Re: PATCH: index-only scans with partial indexes

From: Kyotaro HORIGUCHI <horiguchi(dot)kyotaro(at)lab(dot)ntt(dot)co(dot)jp>
To: tgl(at)sss(dot)pgh(dot)pa(dot)us
Cc: tomas(dot)vondra(at)2ndquadrant(dot)com, kgrittn(at)ymail(dot)com, simon(at)2ndquadrant(dot)com, pgsql-hackers(at)postgresql(dot)org
Subject: Re: PATCH: index-only scans with partial indexes
Date: 2016-03-09 08:29:49
Message-ID: 20160309.172949.84135555.horiguchi.kyotaro@lab.ntt.co.jp
Views: Raw Message | Whole Thread | Download mbox | Resend email
Thread:
Lists: pgsql-hackers

Hello, thank you for the comments. The new v8 patch is attched.

At Tue, 08 Mar 2016 18:08:55 -0500, Tom Lane <tgl(at)sss(dot)pgh(dot)pa(dot)us> wrote in <21567(dot)1457478535(at)sss(dot)pgh(dot)pa(dot)us>
> Kyotaro HORIGUCHI <horiguchi(dot)kyotaro(at)lab(dot)ntt(dot)co(dot)jp> writes:
> > Hello, This is a (maybe) committer-ready patch of a Tomas
> > Vondra's project.
>
> I think this needs quite a bit of work yet. A few comments:

Not a few at all.

> * If we're going to pay the price of identifying implied restriction
> conditions in check_partial_indexes(), we should at least recoup some
> of that investment by not doing it again in create_indexscan_plan().

Moved a part of the check from create_indexscan_plan into
check_partial_indexes.

I noticed that we should avoid to exlude
clauses that contain mutable functions so I added that. But I
don't understand the reason for the following condition to refuse
clause pruning.

| rel->relid == root->parse->resultRelation

> * create_indexscan_plan() has this comment about what it's doing:
> * We can also discard quals that are implied by a partial index's
> * predicate, but only in a plain SELECT; when scanning a target relation
> * of UPDATE/DELETE/SELECT FOR UPDATE, we must leave such quals in the
> * plan so that they'll be properly rechecked by EvalPlanQual testing.
> I believe that that problem applies for this optimization as well,
> and thus that you can only remove implied quals in plain SELECT.
> At least, if there's some reason why that problem does *not* apply,
> there had darn well better be a comment explaining why it's safe.

This is done in check_partial_indexes using parse_rowmark.

The problem haven't realized with the previous patch because it
(accidentially) used rel->baserestirictinfo, not
index->indrinfos for scan_clauses in create_scan_plan.

But the way how create_scan_plan gets scan_clauses seems
bad. I haven't have any clean idea to deal with it.

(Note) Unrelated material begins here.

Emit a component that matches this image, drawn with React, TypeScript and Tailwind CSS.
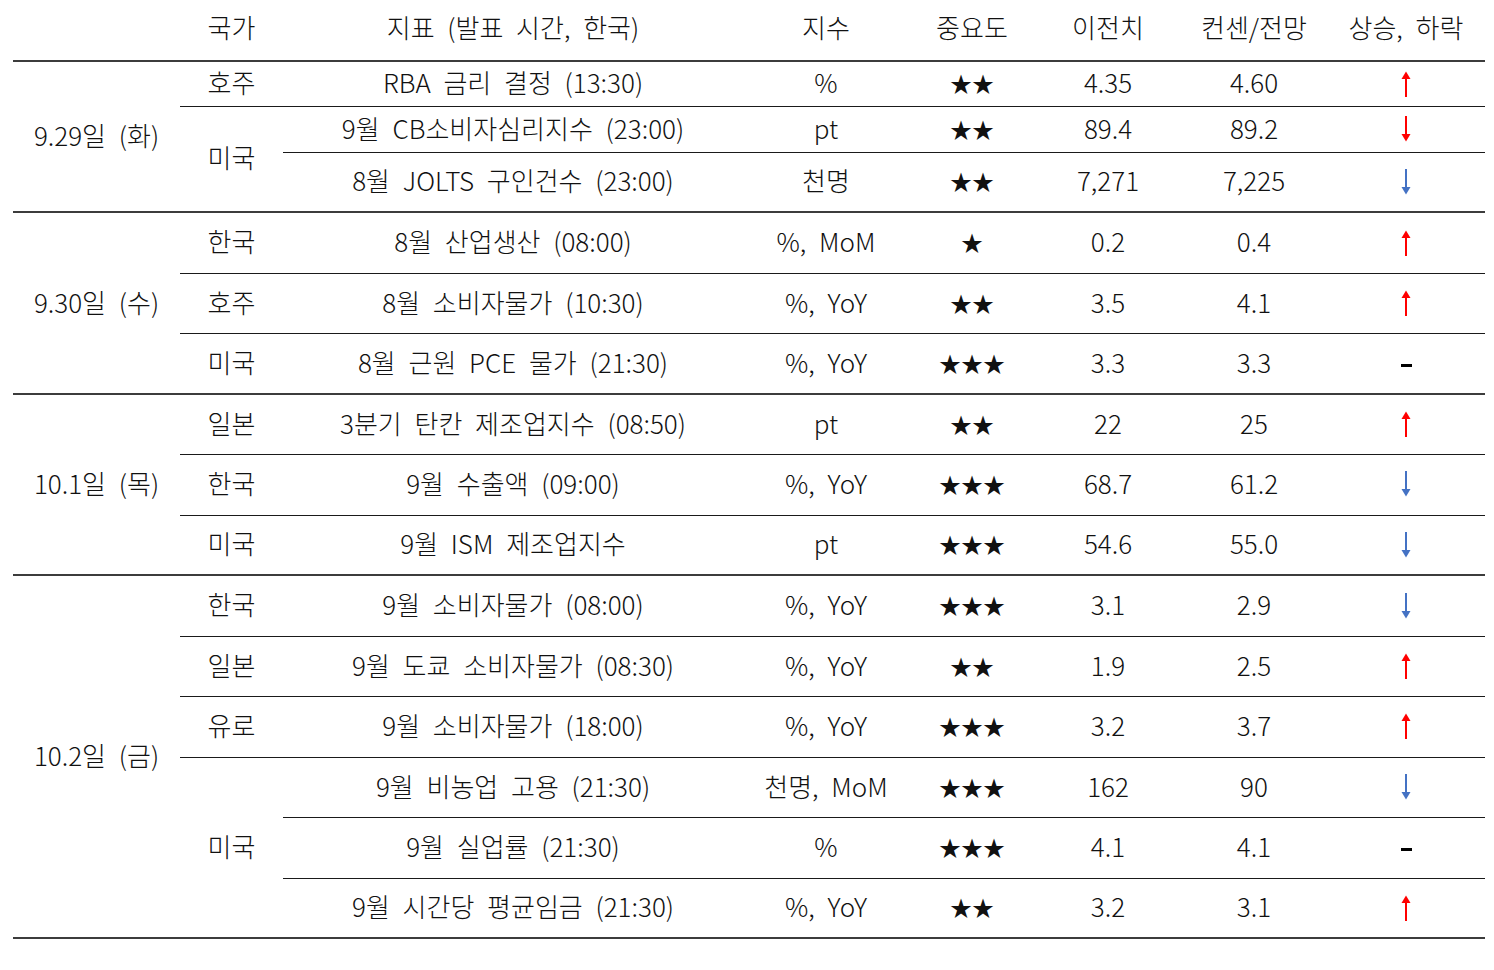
import React from 'react'

type Dir = 'up' | 'down' | 'downBlue' | 'flat'

type Row = {
  country?: string
  countrySpan?: number
  name: string
  unit: string
  stars: number
  prev: string
  cons: string
  dir: Dir
  h: number
}

type Group = { date: string; rows: Row[] }

const groups: Group[] = [
  {
    date: '9.29일 (화)',
    rows: [
      { country: '호주', name: 'RBA 금리 결정 (13:30)', unit: '%', stars: 2, prev: '4.35', cons: '4.60', dir: 'up', h: 45 },
      { country: '미국', countrySpan: 2, name: '9월 CB소비자심리지수 (23:00)', unit: 'pt', stars: 2, prev: '89.4', cons: '89.2', dir: 'down', h: 46 },
      { name: '8월 JOLTS 구인건수 (23:00)', unit: '천명', stars: 2, prev: '7,271', cons: '7,225', dir: 'downBlue', h: 60 },
    ],
  },
  {
    date: '9.30일 (수)',
    rows: [
      { country: '한국', name: '8월 산업생산 (08:00)', unit: '%, MoM', stars: 1, prev: '0.2', cons: '0.4', dir: 'up', h: 61 },
      { country: '호주', name: '8월 소비자물가 (10:30)', unit: '%, YoY', stars: 2, prev: '3.5', cons: '4.1', dir: 'up', h: 60 },
      { country: '미국', name: '8월 근원 PCE 물가 (21:30)', unit: '%, YoY', stars: 3, prev: '3.3', cons: '3.3', dir: 'flat', h: 61 },
    ],
  },
  {
    date: '10.1일 (목)',
    rows: [
      { country: '일본', name: '3분기 탄칸 제조업지수 (08:50)', unit: 'pt', stars: 2, prev: '22', cons: '25', dir: 'up', h: 60 },
      { country: '한국', name: '9월 수출액 (09:00)', unit: '%, YoY', stars: 3, prev: '68.7', cons: '61.2', dir: 'downBlue', h: 61 },
      { country: '미국', name: '9월 ISM 제조업지수', unit: 'pt', stars: 3, prev: '54.6', cons: '55.0', dir: 'downBlue', h: 60 },
    ],
  },
  {
    date: '10.2일 (금)',
    rows: [
      { country: '한국', name: '9월 소비자물가 (08:00)', unit: '%, YoY', stars: 3, prev: '3.1', cons: '2.9', dir: 'downBlue', h: 61 },
      { country: '일본', name: '9월 도쿄 소비자물가 (08:30)', unit: '%, YoY', stars: 2, prev: '1.9', cons: '2.5', dir: 'up', h: 60 },
      { country: '유로', name: '9월 소비자물가 (18:00)', unit: '%, YoY', stars: 3, prev: '3.2', cons: '3.7', dir: 'up', h: 61 },
      { country: '미국', countrySpan: 3, name: '9월 비농업 고용 (21:30)', unit: '천명, MoM', stars: 3, prev: '162', cons: '90', dir: 'downBlue', h: 60 },
      { name: '9월 실업률 (21:30)', unit: '%', stars: 3, prev: '4.1', cons: '4.1', dir: 'flat', h: 61 },
      { name: '9월 시간당 평균임금 (21:30)', unit: '%, YoY', stars: 2, prev: '3.2', cons: '3.1', dir: 'up', h: 60 },
    ],
  },
]

function Arrow({ dir }: { dir: Dir }) {
  if (dir === 'flat') {
    return <span className="inline-block h-[3px] w-[11px] bg-black align-middle" />
  }
  const color = dir === 'downBlue' ? '#4472c4' : '#ff0000'
  const up = dir === 'up'
  return (
    <svg width="12" height="28" viewBox="0 0 12 28" className="inline-block align-middle">
      {up ? (
        <>
          <line x1="6" y1="4" x2="6" y2="27" stroke={color} strokeWidth="2" />
          <path d="M1.5 9 L6 1.5 L10.5 9 Z" fill={color} />
        </>
      ) : (
        <>
          <line x1="6" y1="1" x2="6" y2="24" stroke={color} strokeWidth="2" />
          <path d="M1.5 19 L6 26.5 L10.5 19 Z" fill={color} />
        </>
      )}
    </svg>
  )
}

const cell = 'p-0 pb-[3px] text-center align-middle whitespace-nowrap'
const groupLine = 'border-t-2 border-[#3c3c3c]'
const innerLine = 'border-t-[1.5px] border-[#1a1a1a]'

export default function App() {
  return (
    <div
      className="min-h-screen bg-white pl-[13px] text-[26px] leading-none text-[#111] font-light [word-spacing:7px]"
      style={{ fontFamily: '"Noto Sans CJK KR", "Noto Sans", sans-serif' }}
    >
      <table className="w-[1472px] table-fixed border-collapse">
        <colgroup>
          <col className="w-[167px]" />
          <col className="w-[103px]" />
          <col className="w-[460px]" />
          <col className="w-[166px]" />
          <col className="w-[126px]" />
          <col className="w-[146px]" />
          <col className="w-[146px]" />
          <col className="w-[158px]" />
        </colgroup>
        <thead>
          <tr className="h-[61px]">
            <th className={`${cell} font-light pb-[6px]`}></th>
            <th className={`${cell} font-light pb-[6px]`}>국가</th>
            <th className={`${cell} font-light pb-[6px]`}>지표 (발표 시간, 한국)</th>
            <th className={`${cell} font-light pb-[6px]`}>지수</th>
            <th className={`${cell} font-light pb-[6px]`}>중요도</th>
            <th className={`${cell} font-light pb-[6px]`}>이전치</th>
            <th className={`${cell} font-light pb-[6px]`}>컨센/전망</th>
            <th className={`${cell} font-light pb-[6px]`}>상승, 하락</th>
          </tr>
        </thead>
        <tbody>
          {groups.map((g, gi) =>
            g.rows.map((r, ri) => {
              const top = ri === 0 ? groupLine : innerLine
              return (
                <tr key={`${gi}-${ri}`} style={{ height: r.h }}>
                  {ri === 0 && (
                    <td rowSpan={g.rows.length} className={`${cell} ${groupLine}`}>
                      {g.date}
                    </td>
                  )}
                  {r.country && (
                    <td rowSpan={r.countrySpan ?? 1} className={`${cell} ${top}`}>
                      {r.country}
                    </td>
                  )}
                  <td className={`${cell} ${top}`}>{r.name}</td>
                  <td className={`${cell} ${top}`}>{r.unit}</td>
                  <td className={`${cell} ${top} text-[22px]`}>{'★'.repeat(r.stars)}</td>
                  <td className={`${cell} ${top}`}>{r.prev}</td>
                  <td className={`${cell} ${top}`}>{r.cons}</td>
                  <td className={`${cell} ${top}`}>
                    <Arrow dir={r.dir} />
                  </td>
                </tr>
              )
            })
          )}
          <tr>
            <td colSpan={8} className={groupLine}></td>
          </tr>
        </tbody>
      </table>
    </div>
  )
}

> * Adding indexrinfos to IndexPath seems unnecessary, since that struct
> already has the "index" pointer --- you can just get the field out of the
> IndexOptInfo when you need it. If you insist on having the extra field,
> this patch is short of the threshold for correctness on adding fields to
> paths. It missed _outIndexPath for instance.

Sorry for the stupid code. I don't insist to keep it. Removed.

> * The additional #include in costsize.c has no apparent reason.

Thank you for pointing out. Removed.

> * The changes in cost_index() really ought to come with some change
> in the associated comments.

I tried to add a comment but it doesn't seem clear.

> * Personally I'd not change the signature of
> match_restriction_clauses_to_index; that's just code churn that
> may have to get undone someday.

No problem, reverted.

> * The block comment in check_index_only needs more thought than this,
> as the phrase "The same is true" is now invalid; the "same" it refers
> to *isn't* the same anymore.

Maybe I took this "the same" wrongly. Tried to fix it but I'm not
confident on the result.

> * I'm not too thrilled with injecting the initialization of
> index->indrinfos into the initial loop in check_partial_indexes().
> If it stays there, I'd certainly expect the comment ahead of the
> loop to be changed to have something to do with reality. But can't
> we find some more-appropriate place to initialize it? Like maybe
> where the IndexOptInfo is first created? I would not really expect
> check_partial_indexes() to have side-effects on non-partial indexes.

Mmm. That is quote right in general. IndexOptInfo is created in
get_relation_info() but baserestrictinfo has not been fixed at
the point. It is fixed as late as set_append_rel_size, almost
just before set_rel_size, and just before the
check_partial_indexes. But initializing indrinfos as a
side-effect of check_partial_indexes is not good as you pointed.
But it is called in two ways, set_tablesample_rel_size and
set_plain_rel_size. So the only possible position of that other
than check_partial_indexes is set_rel_size.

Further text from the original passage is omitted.